The following statements are equivalent
If $P$ is an $R-$module, and if it sastisfies the following equivalent properties then it is called a projective module.
$1$- Every exact sequence of the form $0 \to A \to B \to P \to 0$ splits.
$2$-There exists a $R-$module $Q$ such that $P \oplus Q$ is a free $R$-module.

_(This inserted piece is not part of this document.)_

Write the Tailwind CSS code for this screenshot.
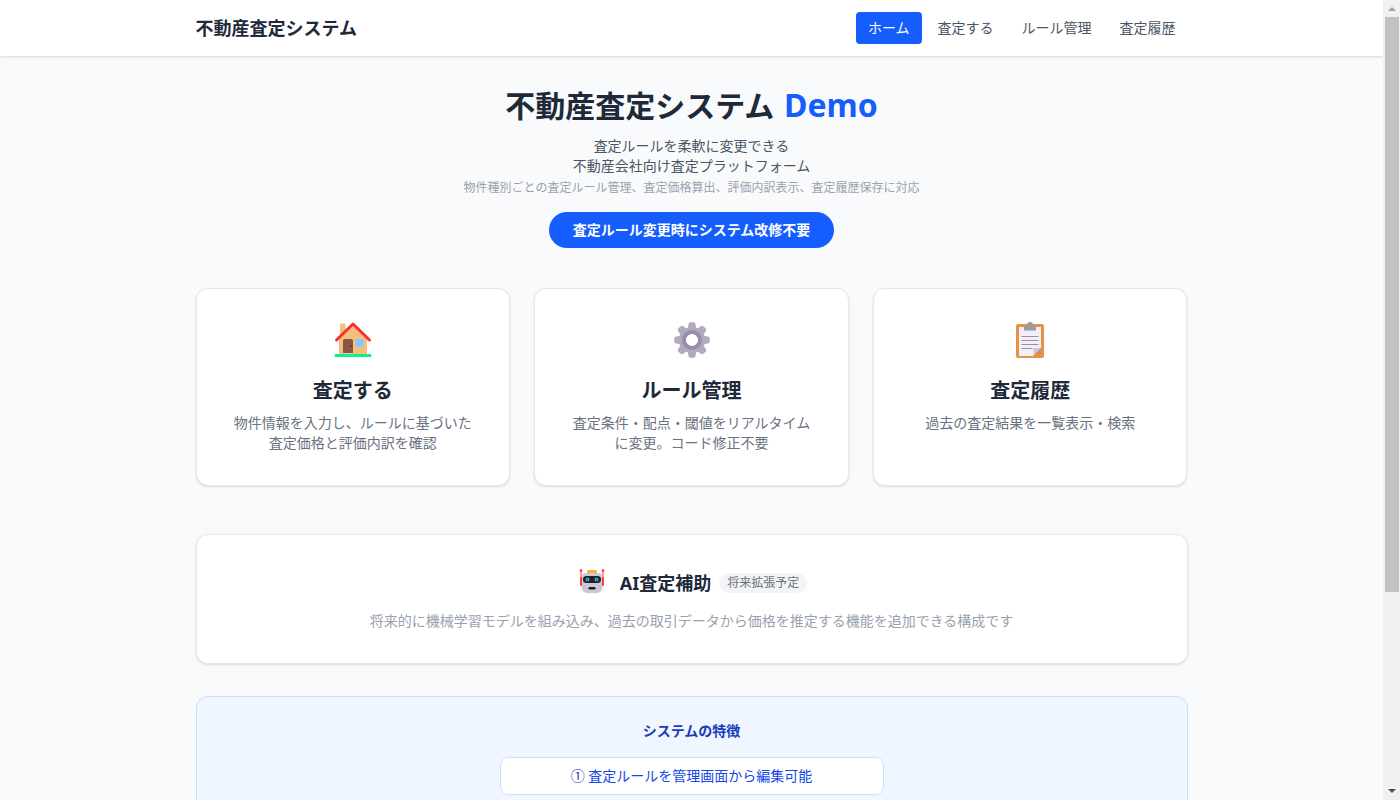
<!DOCTYPE html>
<html lang="ja">
<head>
    <meta charset="UTF-8">
    <meta name="viewport" content="width=device-width, initial-scale=1.0">
    <title>不動産査定システム</title>
    <script src="https://cdn.jsdelivr.net/npm/@tailwindcss/browser@4"></script>
</head>
<body class="flex h-screen overflow-hidden bg-[#f9fafc] text-gray-800 font-['Noto_Sans','Noto_Sans_CJK_JP',sans-serif]">
    <div id="page" class="flex-1 min-w-0 overflow-y-auto [scrollbar-width:none]">
        <!-- Header -->
        <header class="bg-white shadow-sm">
            <div class="max-w-5xl mx-auto px-4 h-14 flex items-center justify-between">
                <a href="#" class="text-lg font-bold">不動産査定システム</a>
                <nav class="flex gap-1 text-sm text-gray-600">
                    <a href="#" class="px-3 py-1.5 rounded bg-blue-600 text-white">ホーム</a>
                    <a href="#" class="px-3 py-1.5 rounded hover:bg-gray-100">査定する</a>
                    <a href="#" class="px-3 py-1.5 rounded hover:bg-gray-100">ルール管理</a>
                    <a href="#" class="px-3 py-1.5 rounded hover:bg-gray-100">査定履歴</a>
                </nav>
            </div>
        </header>

        <main class="max-w-5xl mx-auto px-4 py-8">
            <!-- Hero -->
            <section class="text-center mb-10">
                <h1 class="text-3xl font-bold mb-3">不動産査定システム <span class="ml-0.5 text-[32px] leading-8 text-blue-600">Demo</span></h1>
                <p class="text-sm text-gray-600">査定ルールを柔軟に変更できる<br>不動産会社向け査定プラットフォーム</p>
                <p class="text-xs text-gray-400 mt-1">物件種別ごとの査定ルール管理、査定価格算出、評価内訳表示、査定履歴保存に対応</p>
                <div class="flex justify-center mt-4">
                    <span class="bg-blue-600 text-white text-sm font-bold px-6 py-2 rounded-full">査定ルール変更時にシステム改修不要</span>
                </div>
            </section>

            <!-- Menu cards -->
            <section class="grid grid-cols-3 gap-6 text-center">
                <a href="#" class="bg-white rounded-xl border border-gray-200 shadow-sm p-8 hover:shadow-md">
                    <svg class="w-10 h-10 mx-auto mb-4" viewBox="0 1 40 40" aria-hidden="true">
                        <path d="M7 4.500a1 1 0 0 1 1-1h3.500a1 1 0 0 1 1 1V20H7z" fill="#f3bf7b"/>
                        <path d="M6 18 20 4l14 14v18H6z" fill="#f3bf7b"/>
                        <path d="M3.500 20 20 4l16.500 16" fill="none" stroke="#fb2f30" stroke-width="3" stroke-linecap="round" stroke-linejoin="round"/>
                        <path d="M10 20.500a1.500 1.500 0 0 1 1.500-1.500h7a1.500 1.500 0 0 1 1.500 1.500V34H10z" fill="#8b5543"/>
                        <path d="M10 33h10v1.300H10z" fill="#e0d2cc"/>
                        <circle cx="18" cy="26" r="1" fill="#6d3838"/>
                        <rect x="22.500" y="19" width="8" height="8" rx="1" fill="#83c9ff"/>
                        <path d="M3.500 34h33a1.500 1.500 0 0 1 1 3h-35a1.500 1.500 0 0 1 1-3z" fill="#12ee8b"/>
                    </svg>
                    <h2 class="text-xl font-bold mb-2">査定する</h2>
                    <p class="text-sm text-gray-500">物件情報を入力し、ルールに基づいた査定価格と評価内訳を確認</p>
                </a>
                <a href="#" class="bg-white rounded-xl border border-gray-200 shadow-sm p-8 hover:shadow-md">
                    <svg class="w-10 h-10 mx-auto mb-4" viewBox="-1 1 40 40" aria-hidden="true">
                        <g fill="#b3a9be">
                            <path id="tooth" d="M15.500 9 16.700 3.500a1.700 1.700 0 0 1 1.600-1.300h3.400a1.700 1.700 0 0 1 1.600 1.300L24.500 9z"/>
                            <use href="#tooth" transform="rotate(45 20 20)"/>
                            <use href="#tooth" transform="rotate(90 20 20)"/>
                            <use href="#tooth" transform="rotate(135 20 20)"/>
                            <use href="#tooth" transform="rotate(180 20 20)"/>
                            <use href="#tooth" transform="rotate(225 20 20)"/>
                            <use href="#tooth" transform="rotate(270 20 20)"/>
                            <use href="#tooth" transform="rotate(315 20 20)"/>
                        </g>
                        <circle cx="20" cy="20" r="10" fill="none" stroke="#b3a9be" stroke-width="6"/>
                        <circle cx="20" cy="20" r="8" fill="none" stroke="#998ca6" stroke-width="4"/>
                    </svg>
                    <h2 class="text-xl font-bold mb-2">ルール管理</h2>
                    <p class="text-sm text-gray-500">査定条件・配点・閾値をリアルタイムに変更。コード修正不要</p>
                </a>
                <a href="#" class="bg-white rounded-xl border border-gray-200 shadow-sm p-8 hover:shadow-md">
                    <svg class="w-10 h-10 mx-auto mb-4" viewBox="0 1 40 40" aria-hidden="true">
                        <rect x="6" y="4" width="28" height="34" rx="2" fill="#e29545"/>
                        <path d="M9 7h22v21l-8 8H9z" fill="#f3eef8"/>
                        <path d="M23.500 28H31l-7.500 7.500z" fill="#cfc4db"/>
                        <path d="M23.500 36 31 28v8z" fill="#dc9147"/>
                        <path d="M14 6.500A1.500 1.500 0 0 1 15.500 5H17a3 3 0 0 1 6 0h1.500A1.500 1.500 0 0 1 26 6.500V10.500H14z" fill="#9b9b9b"/>
                        <circle cx="20" cy="5" r="1" fill="#e29545"/>
                        <path d="M11.500 16.500h17M11.500 20.500h17M11.500 24.500h17M11.500 28.500h11" stroke="#998ea4" stroke-width="1"/>
                    </svg>
                    <h2 class="text-xl font-bold mb-2">査定履歴</h2>
                    <p class="text-sm text-gray-500">過去の査定結果を一覧表示・検索</p>
                </a>
            </section>

            <!-- AI -->
            <section class="bg-white rounded-xl border border-gray-200 shadow-sm p-8 mt-12 text-center">
                <div class="flex items-center justify-center gap-2 mb-3">
                    <svg class="w-9 h-8" viewBox="0 1 36 32" aria-hidden="true">
                        <path d="M5 5v12M27 5v12" stroke="#f8312f" stroke-width="1"/>
                        <circle cx="5" cy="4.500" r="1.200" fill="#f8312f"/>
                        <circle cx="27" cy="4.500" r="1.200" fill="#f8312f"/>
                        <rect x="4" y="11" width="3" height="9" rx="1" fill="#f8414a"/>
                        <rect x="25" y="11" width="3" height="9" rx="1" fill="#f8414a"/>
                        <rect x="11" y="4" width="10" height="4" rx="1.500" fill="#ffb02e"/>
                        <path d="M10 7h12a4 4 0 0 1 4 4v11a5 5 0 0 1-5 5H11a5 5 0 0 1-5-5V11a4 4 0 0 1 4-4z" fill="#cdc4d6"/>
                        <rect x="7" y="10" width="18" height="7" rx="3.500" fill="#212121"/>
                        <circle cx="11.500" cy="13.500" r="2" fill="#26a9ec"/>
                        <circle cx="20.500" cy="13.500" r="2" fill="#26a9ec"/>
                        <path d="M11.500 12v3M20.500 12v3" stroke="#0084ce" stroke-width="1"/>
                        <rect x="12.500" y="21" width="7" height="2.500" rx="1.200" fill="#212121"/>
                    </svg>
                    <h2 class="text-lg font-bold">AI査定補助</h2>
                    <span class="text-xs text-gray-500 bg-gray-100 px-2 py-0.5 rounded-full">将来拡張予定</span>
                </div>
                <p class="text-sm text-gray-400">将来的に機械学習モデルを組み込み、過去の取引データから価格を推定する機能を追加できる構成です</p>
            </section>

            <!-- Features -->
            <section class="bg-blue-50 rounded-xl border border-[#c6e0ff] p-6 pb-60 mt-8 text-center text-sm">
                <h3 class="font-bold text-blue-800 mb-4">システムの特徴</h3>
                <ul class="max-w-sm mx-auto">
                    <li class="bg-white border border-[#c6e0ff] rounded-lg px-4 py-2 text-blue-700"><span class="text-blue-800">①</span> 査定ルールを管理画面から編集可能</li>
                </ul>
            </section>
        </main>
    </div>

    <!-- Scrollbar -->
    <div class="w-[17px] shrink-0 bg-[#f0f0f0] flex flex-col items-center" aria-hidden="true">
        <svg class="w-4 h-4 shrink-0" viewBox="0 0 16 16"><path d="M4 11h8L8 7z" fill="#a3a3a3"/></svg>
        <div class="flex-1 w-full pt-px pl-0.5 pr-px">
            <div class="h-3/4 bg-[#c1c1c1]"></div>
        </div>
        <svg class="w-4 h-4 shrink-0" viewBox="0 0 16 16"><path d="M4 5h8L8 9z" fill="#505050"/></svg>
    </div>
</body>
</html>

Now if the sequence splits, then $B \cong A \oplus P$, Does that imply that $B$ is a free module? I do not think so, that $B$ is a free module? if not then how do I show the existence of a module $R-$module $Q$ such that $P \oplus Q$
No, if $0\to A\to B\to P\to 0$ is exact and $P$ is projective then $B$ is not necessarily free. But we know that all short exact sequences with $P$ at the end split, so we can just choose one where $B$ is free. So let $(x_i)_{I}$ be any generating system of $P$ and let $K$ be the kernel of $R^{(I)}\to P$, $e_i\mapsto x_i$. Then we have the short exact sequence $$0\to K\to R^{(I)}\to P\to0$$ which splits by assumption, i.e. $R^{(I)}\cong K\oplus P$.
(Here $R^{(I)}=\bigoplus_{i\in I}R$)